[start]

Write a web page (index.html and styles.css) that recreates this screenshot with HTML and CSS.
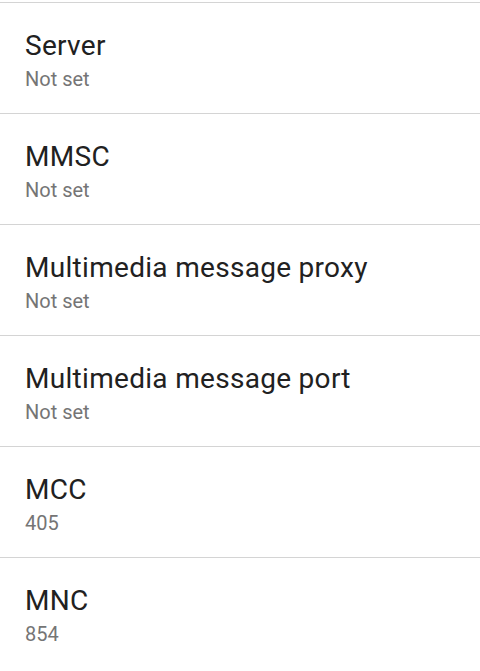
FILE: index.html
```html
<!DOCTYPE html>
<html lang="en">
<head>
    <meta charset="UTF-8">
    <meta name="viewport" content="width=device-width, initial-scale=1.0">
    <title>APN settings</title>
    <link rel="stylesheet" href="styles.css">
</head>
<body>
    <ul class="pref-list">
        <li class="pref">
            <div class="pref-title">Server</div>
            <div class="pref-summary">Not set</div>
        </li>
        <li class="pref">
            <div class="pref-title">MMSC</div>
            <div class="pref-summary">Not set</div>
        </li>
        <li class="pref">
            <div class="pref-title">Multimedia message proxy</div>
            <div class="pref-summary">Not set</div>
        </li>
        <li class="pref">
            <div class="pref-title">Multimedia message port</div>
            <div class="pref-summary">Not set</div>
        </li>
        <li class="pref">
            <div class="pref-title">MCC</div>
            <div class="pref-summary">405</div>
        </li>
        <li class="pref">
            <div class="pref-title">MNC</div>
            <div class="pref-summary">854</div>
        </li>
    </ul>
</body>
</html>
```

FILE: styles.css
```css
body {
    font-family: Roboto, 'Noto Sans', sans-serif;
    background: #fff;
    margin: 0;
    padding: 0;
}
.pref-list {
    list-style: none;
    margin: 0;
    padding: 2px 0 0 0;
}
.pref {
    border-top: 1px solid #d4d4d4;
    height: 111px;
    padding: 26px 24px 0 25px;
    box-sizing: border-box;
}
.pref-title {
    color: #212121;
    font-size: 28px;
    line-height: 34px;
    letter-spacing: 0.3px;
}
.pref-summary {
    color: #757575;
    font-size: 20px;
    line-height: 26px;
    margin-top: 3px;
}
```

[end]

- Given instruction: All of the data above should be quoted exactly, except for the pictures.

- Answer for this exercise:
Write a web page (index.html and styles.css) that recreates this screenshot with HTML and CSS.
FILE: index.html
```html
<!DOCTYPE html>
<html lang="en">
<head>
    <meta charset="UTF-8">
    <meta name="viewport" content="width=device-width, initial-scale=1.0">
    <title>APN settings</title>
    <link rel="stylesheet" href="styles.css">
</head>
<body>
    <ul class="pref-list">
        <li class="pref">
            <div class="pref-title">Server</div>
            <div class="pref-summary">Not set</div>
        </li>
        <li class="pref">
            <div class="pref-title">MMSC</div>
            <div class="pref-summary">Not set</div>
        </li>
        <li class="pref">
            <div class="pref-title">Multimedia message proxy</div>
            <div class="pref-summary">Not set</div>
        </li>
        <li class="pref">
            <div class="pref-title">Multimedia message port</div>
            <div class="pref-summary">Not set</div>
        </li>
        <li class="pref">
            <div class="pref-title">MCC</div>
            <div class="pref-summary">405</div>
        </li>
        <li class="pref">
            <div class="pref-title">MNC</div>
            <div class="pref-summary">854</div>
        </li>
    </ul>
</body>
</html>
```

FILE: styles.css
```css
body {
    font-family: Roboto, 'Noto Sans', sans-serif;
    background: #fff;
    margin: 0;
    padding: 0;
}
.pref-list {
    list-style: none;
    margin: 0;
    padding: 2px 0 0 0;
}
.pref {
    border-top: 1px solid #d4d4d4;
    height: 111px;
    padding: 26px 24px 0 25px;
    box-sizing: border-box;
}
.pref-title {
    color: #212121;
    font-size: 28px;
    line-height: 34px;
    letter-spacing: 0.3px;
}
.pref-summary {
    color: #757575;
    font-size: 20px;
    line-height: 26px;
    margin-top: 3px;
}
```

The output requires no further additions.